If my elderly parents (both on full aged pension) pay a combined RAD of $700,000 after selling their home, and are left with approx. $50,000 in savings, can the means test re daily payments totally exhaust their savings ? are their savings protected in any way from the means test, or is there a protected minimum limit on their savings?? I believe the RAD amount (in this case $700,000) is included in the scope of the means test ?
Can you advise re this scenario.
Thank you, Paul.

Hi Nellie,
Everyone who goes into respite care pays the daily fee only which is currently $51.63 (as of 20 September 2019). The other prerequisite is an ACAT assessment. There is no Income and Assets assessment required for respite as the main reason for respite care is to give carer’s “respite” and is often needed at short notice. Everyone is entitled to 63 days respite.
Regards,
Jill

Hi Jill,Are these rules the same for anyone going into respite car

Thank you Jill, you have confirmed my thoughts. I do have an aged care financial adviser to rely on, once the initial assessments are completed.Regards, P

Hi Paul,

The government stipulates that a person must be left with a minimum amount of assets if they pay at least part of their accommodation costs by refundable deposit (RAD). That minimum amount is currently $49,500 (as of 20 September 2019).

Yes the RAD is included in the means test assessment but is exempt for pension purposes. As Nellie has said the full value of the house if you sell it is included in the assets assessment but not if you keep it. Instead the value of the family home will be capped at $169,079.20 (as at 20 September 2019) or the net market value of the house if it is lower. Where the former family home is included as an asset and the aged care resident is part of a couple, each member of the couple is seen as equally owning half of the net market value of the home. The cap is applied to each half. The former home is exempt for age pension calculations for 2 years from the date your parent entered care or 2 years from when the second parent vacated the residence.

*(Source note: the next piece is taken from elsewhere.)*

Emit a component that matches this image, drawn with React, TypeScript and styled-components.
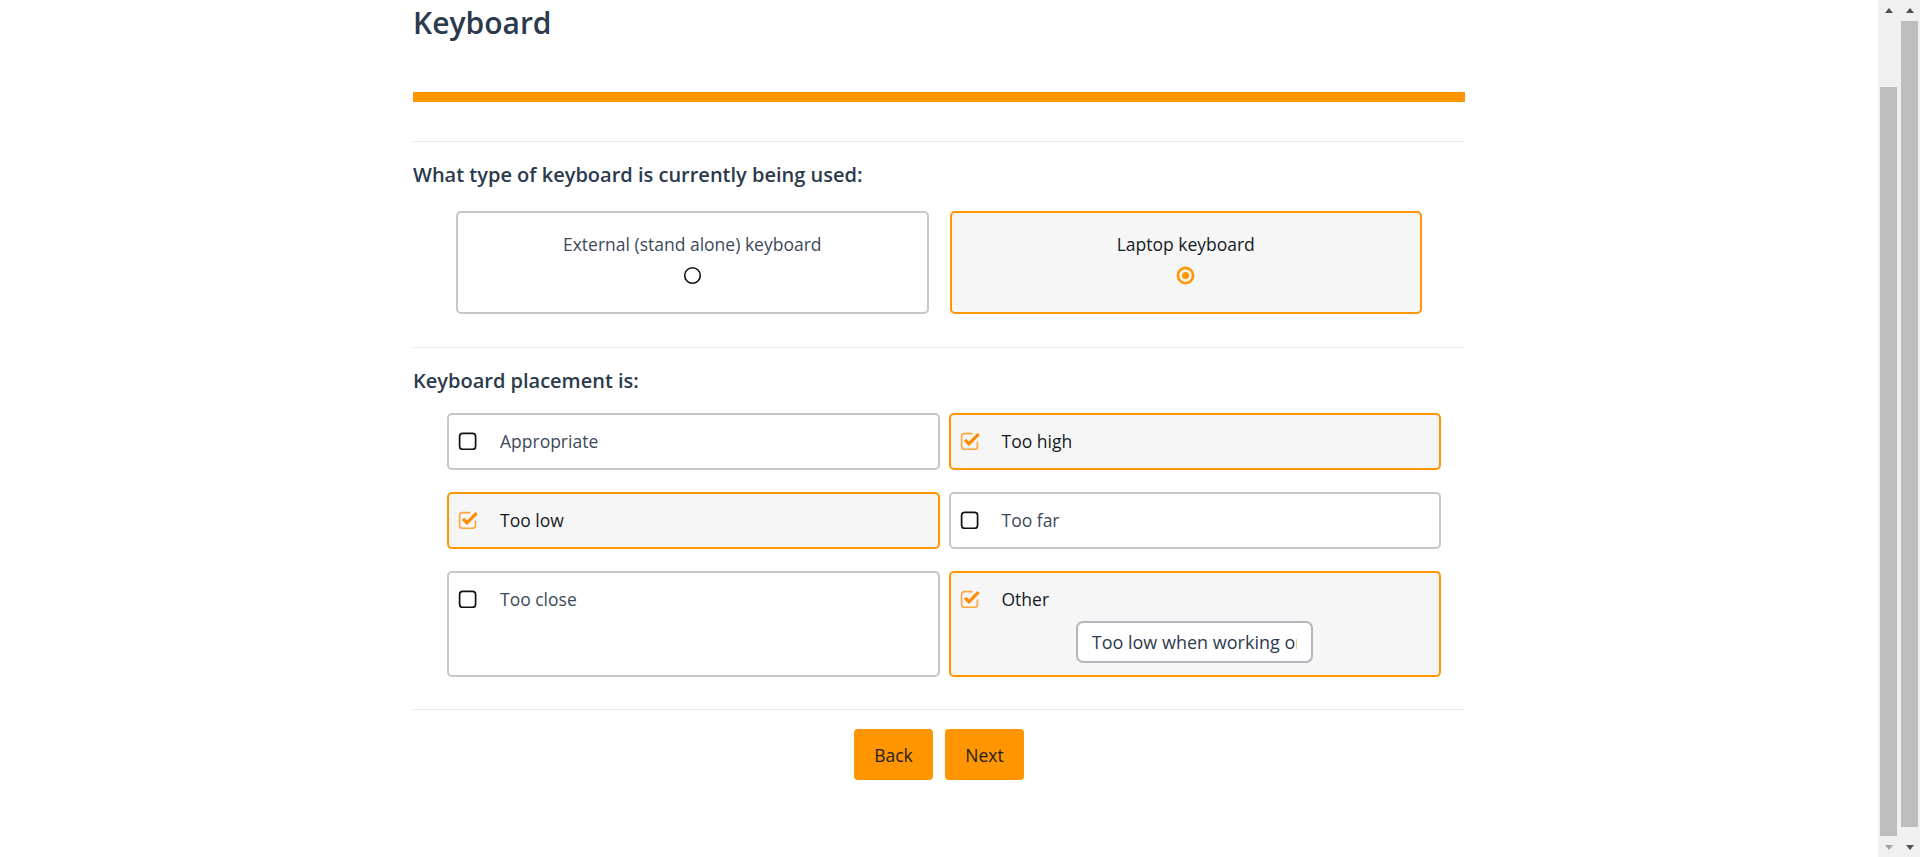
import React from "react";
import styled, { createGlobalStyle, css } from "styled-components";

const ORANGE = "#ff9500";

const GlobalStyle = createGlobalStyle`
  html, body {
    margin: 0;
    overflow: hidden;
  }
  body {
    font-family: "Open Sans", "Noto Sans", sans-serif;
    background: #ffffff;
  }
`;

const Screen = styled.div`
  height: 100vh;
  padding-right: 42px;
  box-sizing: border-box;
`;

const Page = styled.main`
  width: 1052px;
  margin: 0 auto;
  padding: 5px 0 0;
  color: #2d3b4e;
`;

/* browser scrollbars, drawn over the right edge */
const ScrollRail = styled.aside`
  position: fixed;
  top: 0;
  right: 0;
  bottom: 0;
  display: flex;
`;

const ScrollTrack = styled.div`
  width: 21px;
  display: flex;
  flex-direction: column;
  background: #f0f0f0;
`;

const ArrowCell = styled.div`
  height: 20px;
  display: flex;
  align-items: center;
  justify-content: center;
  flex: none;
`;

const Arrow = styled.span<{ $down?: boolean; $dim?: boolean }>`
  width: 0;
  height: 0;
  border-left: 4.5px solid transparent;
  border-right: 4.5px solid transparent;
  ${(p) =>
    p.$down
      ? css`border-top: 5px solid ${p.$dim ? "#a3a3a3" : "#505050"};`
      : css`border-bottom: 5px solid ${p.$dim ? "#a3a3a3" : "#505050"};`}
`;

const ThumbLane = styled.div`
  flex: 1;
  display: flex;
  flex-direction: column;
`;

const Thumb = styled.div<{ $top: number; $bottom: number }>`
  flex: 1;
  margin: ${(p) => p.$top}px 2px ${(p) => p.$bottom}px;
  background: #bdbdbd;
`;

const Title = styled.h1`
  margin: 0;
  font-size: 30px;
  line-height: 36px;
  font-weight: 600;
  color: #2b3a4c;
`;

const AccentBar = styled.div`
  margin-top: 51px;
  height: 10px;
  background: ${ORANGE};
`;

const Divider = styled.hr<{ $gap: number }>`
  margin: ${(p) => p.$gap}px 0 0;
  border: 0;
  height: 1px;
  background: #e8e8e8;
`;

const Question = styled.h2<{ $gap: number }>`
  margin: ${(p) => p.$gap}px 0 0;
  font-size: 20px;
  line-height: 26px;
  font-weight: 600;
  color: #2b3a4c;
`;

const RadioGrid = styled.div`
  margin-top: 23px;
  padding: 0 43px;
  display: grid;
  grid-template-columns: 1fr 1fr;
  gap: 21px;
`;

const selectedCard = css`
  border-color: ${ORANGE};
  background: #f6f6f6;
`;

const RadioCard = styled.label<{ $selected?: boolean }>`
  box-sizing: border-box;
  height: 103px;
  padding: 18px 10px 0;
  display: flex;
  flex-direction: column;
  align-items: center;
  gap: 9px;
  border: 2px solid #c4c8cd;
  border-radius: 5px;
  background: #ffffff;
  cursor: pointer;
  ${(p) => p.$selected && selectedCard}
`;

const OptionText = styled.span<{ $selected?: boolean }>`
  font-size: 17.5px;
  line-height: 26px;
  color: ${(p) => (p.$selected ? "#141a24" : "#3c4a5c")};
`;

const CheckGrid = styled.div`
  margin-top: 19px;
  padding: 0 24px 0 34px;
  display: grid;
  grid-template-columns: 1fr 1fr;
  column-gap: 9px;
  row-gap: 22px;
`;

const CheckCard = styled.div<{ $selected?: boolean }>`
  box-sizing: border-box;
  min-height: 57px;
  padding: 13px 10px 12px 9px;
  display: flex;
  flex-direction: column;
  gap: 9px;
  border: 2px solid #c4c8cd;
  border-radius: 5px;
  background: #ffffff;
  ${(p) => p.$selected && selectedCard}
`;

const CheckRow = styled.label`
  display: flex;
  align-items: center;
  gap: 22px;
  height: 26px;
  cursor: pointer;
`;

const IconBox = styled.span`
  display: flex;
  width: 20px;
  height: 20px;
  margin-top: -3px;
  flex: none;
`;

const OtherInput = styled.input`
  box-sizing: border-box;
  align-self: center;
  width: 237px;
  height: 42px;
  padding: 0 14px;
  border: 2px solid #b2b7bd;
  border-radius: 7px;
  background: #ffffff;
  font-family: "Open Sans", "Noto Sans", sans-serif;
  font-size: 18px;
  color: #2d3b4e;
  outline: none;
`;

const Actions = styled.div`
  margin-top: 19px;
  display: flex;
  justify-content: center;
  gap: 12px;
`;

const ActionButton = styled.button`
  width: 79px;
  height: 51px;
  border: 0;
  border-radius: 4px;
  background: ${ORANGE};
  color: #1f1f1a;
  font-family: "Open Sans", "Noto Sans", sans-serif;
  font-size: 17.5px;
  cursor: pointer;
`;

const RadioIcon = ({ on }: { on: boolean }) => (
  <svg width="19" height="19" viewBox="0 0 19 19">
    {on ? (
      <>
        <circle cx="9.5" cy="9.5" r="7.6" fill="none" stroke={ORANGE} strokeWidth="2.6" />
        <circle cx="9.5" cy="9.5" r="3.6" fill={ORANGE} />
      </>
    ) : (
      <circle cx="9.5" cy="9.5" r="7.8" fill="none" stroke="#111" strokeWidth="1.6" />
    )}
  </svg>
);

const CheckIcon = ({ on }: { on: boolean }) => (
  <IconBox>
    <svg width="20" height="20" viewBox="0 0 20 20">
      {on ? (
        <>
          <path
            d="M12.5 3.6H4.4A2.8 2.8 0 0 0 1.6 6.4v10a2.8 2.8 0 0 0 2.8 2.8h10.2a2.8 2.8 0 0 0 2.8-2.8V11.5"
            fill="none"
            stroke="#ffa53a"
            strokeWidth="1.6"
          />
          <path
            d="M5 9.8l4 4L18.6 4.2"
            fill="none"
            stroke="#ff8a00"
            strokeWidth="3.2"
          />
        </>
      ) : (
        <rect x="1.6" y="3.4" width="16" height="16" rx="3.2" fill="none" stroke="#111" strokeWidth="1.7" />
      )}
    </svg>
  </IconBox>
);

const keyboardTypes = [
  { label: "External (stand alone) keyboard", selected: false },
  { label: "Laptop keyboard", selected: true },
];

const placements = [
  { label: "Appropriate", checked: false },
  { label: "Too high", checked: true },
  { label: "Too low", checked: true },
  { label: "Too far", checked: false },
  { label: "Too close", checked: false },
  { label: "Other", checked: true, other: "Too low when working on the sofa" },
];

const scrollbars = [
  { top: 67, bottom: 1, downDim: true },
  { top: 1, bottom: 10, downDim: false },
];

export default function App() {
  return (
    <>
      <GlobalStyle />
      <Screen>
        <Page>
          <Title>Keyboard</Title>
          <AccentBar />
          <Divider $gap={39} />
          <Question $gap={20}>What type of keyboard is currently being used:</Question>
          <RadioGrid>
            {keyboardTypes.map((t) => (
              <RadioCard key={t.label} $selected={t.selected}>
                <OptionText $selected={t.selected}>{t.label}</OptionText>
                <RadioIcon on={t.selected} />
              </RadioCard>
            ))}
          </RadioGrid>
          <Divider $gap={33} />
          <Question $gap={20}>Keyboard placement is:</Question>
          <CheckGrid>
            {placements.map((p) => (
              <CheckCard key={p.label} $selected={p.checked}>
                <CheckRow>
                  <CheckIcon on={p.checked} />
                  <OptionText $selected={p.checked}>{p.label}</OptionText>
                </CheckRow>
                {p.other && <OtherInput readOnly value={p.other} />}
              </CheckCard>
            ))}
          </CheckGrid>
          <Divider $gap={32} />
          <Actions>
            <ActionButton>Back</ActionButton>
            <ActionButton>Next</ActionButton>
          </Actions>
        </Page>
      </Screen>
      <ScrollRail aria-hidden="true">
        {scrollbars.map((s, i) => (
          <ScrollTrack key={i}>
            <ArrowCell>
              <Arrow />
            </ArrowCell>
            <ThumbLane>
              <Thumb $top={s.top} $bottom={s.bottom} />
            </ThumbLane>
            <ArrowCell>
              <Arrow $down $dim={s.downDim} />
            </ArrowCell>
          </ScrollTrack>
        ))}
      </ScrollRail>
    </>
  );
}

If you decide to rent out the family home the rental payments will be included in the assets assessment. As Nellie has already suggested we always recommend that people seek specialised aged care financial advice. It can save time and more importantly money and help set your parents up for the best financial outcome going forward.

Regards Jill

Hi Paul,It might be best to see a financial advisor and ask them if it would be better for everyone concerned to hang on to the house for now. I’m not a hundred percent sure but I think that the $700000 would be included in the asset test if you sell, where as if you keep the house only the capped rate would be counted in. I think is around $169000. So it’s probably worth seeing somebody about that. Its all a bit of a mine field as far as I’m concerned.